I'm going to explain it in terms of my "orbit something long enough and it becomes your home" theory.

In the Sims, there is no orbiting. You are grounded. You are glued to the house. You cannot leave it. The Sims 2 recognized that this might be trouble, but its adventures to the mall or whatever didn't cut it. This is because, when you leave your home, it should be emotionally, socially, and physically - or at least two of the three. The Sims never varies at all in gameplay: the physical gameplay you get at a mall isn't any different than the stuff you get at home. Socially and emotionally, the variations are excruciatingly minor and pointless. So, you never really orbit anything in either Sims.

However, in Evil Genius and Dungeon Keeper 2, you have extensive orbiting. Most of the game is spent trying to get home. Every time you beat a level, you have to start over, building back towards that ideal state you hold in your mind. The physical and emotional play of the game vary hugely as each level progresses.

The assault at the end of each level is not actually the primary joy of these games.
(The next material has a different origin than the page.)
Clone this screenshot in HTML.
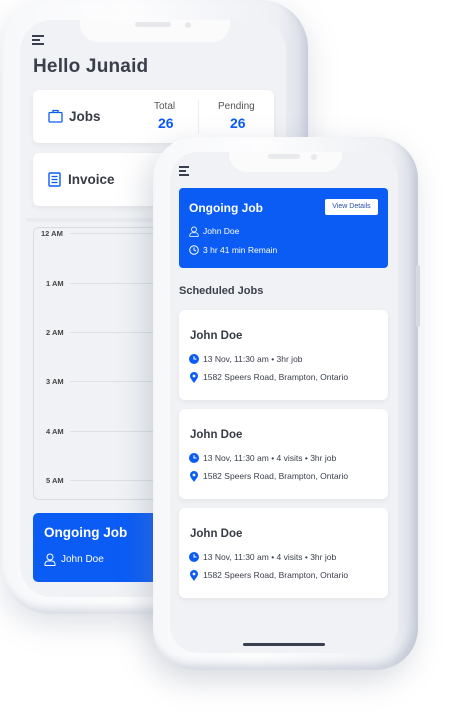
<!DOCTYPE html>
<html><head><meta charset="utf-8"><style>
*{margin:0;padding:0;box-sizing:border-box}
body{width:470px;height:720px;background:#fff;position:relative;overflow:hidden;font-family:"Liberation Sans",sans-serif;color:#373b47}
.abs{position:absolute}
.phone{position:absolute;background:linear-gradient(90deg,#f7f8fa,#fdfdfe 40%,#eef0f4 90%,#d9dde6);box-shadow:0 10px 30px rgba(120,130,150,.25),inset -4px -6px 8px rgba(160,170,190,.35)}
.screen{position:absolute;background:#f0f2f5;overflow:hidden}
.notch{position:absolute;background:#fbfbfc;border-radius:0 0 18px 18px}
.card{position:absolute;background:#fff;border-radius:6px;box-shadow:0 2px 6px rgba(0,0,0,.06)}
.b{font-weight:bold}
.blue{color:#0a5cf5}
.ham{position:absolute;width:13px}
.ham i{display:block;height:1.6px;background:#3a4050;margin-bottom:3px}
.sm{font-size:8.5px;color:#3a3f4b}
</style></head><body>
<!-- back phone -->
<div class="phone" style="left:2px;top:0;width:306px;height:614px;border-radius:48px"></div>
<div class="screen" style="left:20px;top:20px;width:266px;height:577px;border-radius:32px">
  <div class="notch" style="left:60px;top:0;width:150px;height:22px"></div>
  <div class="abs" style="left:115px;top:2px;width:36px;height:5px;border-radius:3px;background:#e6e8ec"></div>
  <div class="abs" style="left:165px;top:2px;width:6px;height:6px;border-radius:3px;background:#e6e8ec"></div>
  <div class="ham" style="left:12px;top:15px;width:12px"><i style="width:12px;margin-bottom:2.5px"></i><i style="width:8px;margin-bottom:2.5px"></i><i style="width:12px"></i></div>
  <div class="abs b" style="left:13px;top:36px;font-size:19px;color:#3a3f4b;letter-spacing:.2px">Hello Junaid</div>
  <div class="card" style="left:13px;top:70px;width:241px;height:53px">
    <svg class="abs" style="left:15px;top:19px" width="15" height="14" viewBox="0 0 15 14"><rect x="1" y="3.5" width="13" height="9.5" rx="1" fill="none" stroke="#0a5cf5" stroke-width="1.3"/><path d="M5 3.5V1.5h5v2" fill="none" stroke="#0a5cf5" stroke-width="1.3"/></svg>
    <div class="abs b" style="left:36px;top:19px;font-size:13.5px">Jobs</div>
    <div class="abs" style="left:121px;top:11px;font-size:10px;color:#555">Total</div>
    <div class="abs b blue" style="left:125px;top:25px;font-size:14px">26</div>
    <div class="abs" style="left:165px;top:10px;width:1px;height:34px;background:#eee"></div>
    <div class="abs" style="left:185px;top:11px;font-size:10px;color:#555">Pending</div>
    <div class="abs b blue" style="left:197px;top:25px;font-size:14px">26</div>
  </div>
  <div class="card" style="left:13px;top:133px;width:241px;height:53px">
    <svg class="abs" style="left:15px;top:19px" width="13" height="15" viewBox="0 0 13 15"><rect x="1" y="1" width="11" height="13" rx="1" fill="none" stroke="#0a5cf5" stroke-width="1.4"/><path d="M3.5 4.5h6M3.5 7.5h6M3.5 10.5h6" stroke="#0a5cf5" stroke-width="1.3"/></svg>
    <div class="abs b" style="left:35px;top:19px;font-size:13.5px">Invoice</div>
  </div>
  <div class="abs" style="left:6px;top:198px;width:260px;height:4px;background:#e9ebef;border-radius:0 0 4px 4px"></div>
  <div class="abs" style="left:13px;top:207px;width:250px;height:273px;border:1px solid #d8dbe1;border-radius:6px"></div>
  <div class="abs b" style="left:21px;top:209px;font-size:7.5px;color:#444">12 AM</div>
  <div class="abs b" style="left:26px;top:259px;font-size:7.5px;color:#444">1 AM</div>
  <div class="abs b" style="left:26px;top:308px;font-size:7.5px;color:#444">2 AM</div>
  <div class="abs b" style="left:26px;top:357px;font-size:7.5px;color:#444">3 AM</div>
  <div class="abs b" style="left:26px;top:407px;font-size:7.5px;color:#444">4 AM</div>
  <div class="abs b" style="left:26px;top:456px;font-size:7.5px;color:#444">5 AM</div>
  <div class="abs" style="left:50px;top:213px;width:210px;height:1px;background:#dcdfe4"></div>
  <div class="abs" style="left:50px;top:263px;width:210px;height:1px;background:#dcdfe4"></div>
  <div class="abs" style="left:50px;top:312px;width:210px;height:1px;background:#dcdfe4"></div>
  <div class="abs" style="left:50px;top:361px;width:210px;height:1px;background:#dcdfe4"></div>
  <div class="abs" style="left:50px;top:411px;width:210px;height:1px;background:#dcdfe4"></div>
  <div class="abs" style="left:50px;top:460px;width:210px;height:1px;background:#dcdfe4"></div>
  <div class="abs" style="left:13px;top:493px;width:241px;height:69px;background:#0a5cf5;border-radius:5px">
    <div class="abs b" style="left:11px;top:12px;font-size:13.5px;color:#fff">Ongoing Job</div>
    <svg class="abs" style="left:11px;top:40px" width="12" height="13" viewBox="0 0 12 13"><circle cx="6" cy="4" r="3" fill="none" stroke="#fff" stroke-width="1"/><path d="M1 12.5v-1.5a3 3 0 0 1 3-3h4a3 3 0 0 1 3 3v1.5z" fill="none" stroke="#fff" stroke-width="1"/></svg>
    <div class="abs" style="left:28px;top:41px;font-size:10px;color:#fff">John Doe</div>
  </div>
</div>
<!-- front phone -->
<div class="phone" style="left:153px;top:137px;width:265px;height:533px;border-radius:42px;box-shadow:-6px 10px 30px rgba(120,130,150,.3),inset -5px -6px 8px rgba(160,170,190,.4)"></div>
<div class="abs" style="left:416px;top:265px;width:4px;height:62px;background:#d5d9e2;border-radius:2px"></div>
<div class="screen" style="left:170px;top:152px;width:228px;height:501px;border-radius:28px">
  <div class="notch" style="left:59px;top:0;width:113px;height:20px"></div>
  <div class="abs" style="left:98px;top:2px;width:32px;height:5px;border-radius:3px;background:#e8eaee"></div>
  <div class="abs" style="left:141px;top:2px;width:6px;height:6px;border-radius:3px;background:#e8eaee"></div>
  <div class="ham" style="left:9px;top:14px;width:10px"><i style="width:10px;margin-bottom:2.5px"></i><i style="width:7px;margin-bottom:2.5px"></i><i style="width:10px"></i></div>
  <div class="abs" style="left:9px;top:36px;width:209px;height:80px;background:#0a5cf5;border-radius:4px">
    <div class="abs b" style="left:10px;top:13px;font-size:12px;color:#fff">Ongoing Job</div>
    <div class="abs" style="left:146px;top:11px;width:53px;height:16px;background:#fff;border-radius:2px;font-size:7px;color:#2a4fb0;text-align:center;line-height:16px">View Details</div>
    <svg class="abs" style="left:10px;top:38px" width="10" height="11" viewBox="0 0 12 13"><circle cx="6" cy="4" r="3" fill="none" stroke="#fff" stroke-width="1"/><path d="M1 12.5v-1.5a3 3 0 0 1 3-3h4a3 3 0 0 1 3 3v1.5z" fill="none" stroke="#fff" stroke-width="1"/></svg>
    <div class="abs" style="left:24px;top:38px;font-size:8.5px;color:#fff">John Doe</div>
    <svg class="abs" style="left:10px;top:57px" width="10" height="10" viewBox="0 0 10 10"><circle cx="5" cy="5" r="4.3" fill="none" stroke="#fff" stroke-width="1"/><path d="M5 2.5V5l2 1" fill="none" stroke="#fff" stroke-width="1"/></svg>
    <div class="abs" style="left:24px;top:57px;font-size:8.5px;color:#fff">3 hr 41 min Remain</div>
  </div>
  <div class="abs b" style="left:9px;top:133px;font-size:11px;color:#3a3f4b">Scheduled Jobs</div>

  <div class="card" style="left:9px;top:158px;width:209px;height:90px">
    <div class="abs b" style="left:11px;top:20px;font-size:11.5px">John Doe</div>
    <svg class="abs" style="left:10px;top:44px" width="10" height="10" viewBox="0 0 10 10"><circle cx="5" cy="5" r="5" fill="#0a5cf5"/><path d="M5 2.3V5h2.5" fill="none" stroke="#fff" stroke-width="1.1"/></svg>
    <div class="abs sm" style="left:24px;top:44px">13 Nov, 11:30 am • 3hr job</div>
    <svg class="abs" style="left:11px;top:62px" width="8" height="11" viewBox="0 0 8 11"><path d="M4 11C1.5 7.5 0 5.8 0 4a4 4 0 0 1 8 0c0 1.8-1.5 3.5-4 7z" fill="#0a5cf5"/><circle cx="4" cy="4" r="1.4" fill="#fff"/></svg>
    <div class="abs sm" style="left:24px;top:62px">1582 Speers Road, Brampton, Ontario</div>
  </div>
  <div class="card" style="left:9px;top:257px;width:209px;height:90px">
    <div class="abs b" style="left:11px;top:20px;font-size:11.5px">John Doe</div>
    <svg class="abs" style="left:10px;top:44px" width="10" height="10" viewBox="0 0 10 10"><circle cx="5" cy="5" r="5" fill="#0a5cf5"/><path d="M5 2.3V5h2.5" fill="none" stroke="#fff" stroke-width="1.1"/></svg>
    <div class="abs sm" style="left:24px;top:44px">13 Nov, 11:30 am • 4 visits • 3hr job</div>
    <svg class="abs" style="left:11px;top:62px" width="8" height="11" viewBox="0 0 8 11"><path d="M4 11C1.5 7.5 0 5.8 0 4a4 4 0 0 1 8 0c0 1.8-1.5 3.5-4 7z" fill="#0a5cf5"/><circle cx="4" cy="4" r="1.4" fill="#fff"/></svg>
    <div class="abs sm" style="left:24px;top:62px">1582 Speers Road, Brampton, Ontario</div>
  </div>
  <div class="card" style="left:9px;top:356px;width:209px;height:90px">
    <div class="abs b" style="left:11px;top:20px;font-size:11.5px">John Doe</div>
    <svg class="abs" style="left:10px;top:44px" width="10" height="10" viewBox="0 0 10 10"><circle cx="5" cy="5" r="5" fill="#0a5cf5"/><path d="M5 2.3V5h2.5" fill="none" stroke="#fff" stroke-width="1.1"/></svg>
    <div class="abs sm" style="left:24px;top:44px">13 Nov, 11:30 am • 4 visits • 3hr job</div>
    <svg class="abs" style="left:11px;top:62px" width="8" height="11" viewBox="0 0 8 11"><path d="M4 11C1.5 7.5 0 5.8 0 4a4 4 0 0 1 8 0c0 1.8-1.5 3.5-4 7z" fill="#0a5cf5"/><circle cx="4" cy="4" r="1.4" fill="#fff"/></svg>
    <div class="abs sm" style="left:24px;top:62px">1582 Speers Road, Brampton, Ontario</div>
  </div>
  <div class="abs" style="left:73px;top:491px;width:82px;height:3px;border-radius:2px;background:#3a4050"></div>
</div>
</body></html>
It is simply an anchor to give you a distinct feeling of what home should be. It directs you towards making a certain kind of home: a kind of home which you'll repeatedly refine and get closer to in each map. But that home isn't "home": it's the act of creating that home which is "home".

The idea is genius, and a perfect example of how to include home in a game without making it all fuzzy-wussy. Every level, you leave home and spend most of the rest of the level struggling to return to it... all without realizing that you are home, during the act of struggling to return to it.

Now, in Starcraft and similar games, you get a very different feeling - even though there's the same "rinse and repeat" cycle. Some very experienced (or dull) players will feel the same feeling of home when they build a specific layout of base that they know is best, but most players will never feel that. Why?

There's no orbiting. Remember: physical, emotional, social. There are differences between early game and endgame in Starcraft: emotional, physical, and social differences. But they are the difference between having fifty of something and having sixty of something.

In Dungeon Keeper 2, it's the difference between having negative fifty of something and fifty of something.

There's a smaller max, but it isn't the max that matters: it's the distance you travel. In Starcraft, you travel from tense to very tense and back to tense. In Dungeon Keeper 2 and Evil Genius, you travel from Laid Back to Amused to Tense to Amused to Very Tense and back to Laid Back. You constantly travel away from your home state of "building a home", and constantly travel back.

In this case, it's not the thing you've constructed that feels like home: it's the act of constructing it. You constantly return to that focus, and the emotional, social, and game-rule physical differences between that and the assault at the end of the level are immense.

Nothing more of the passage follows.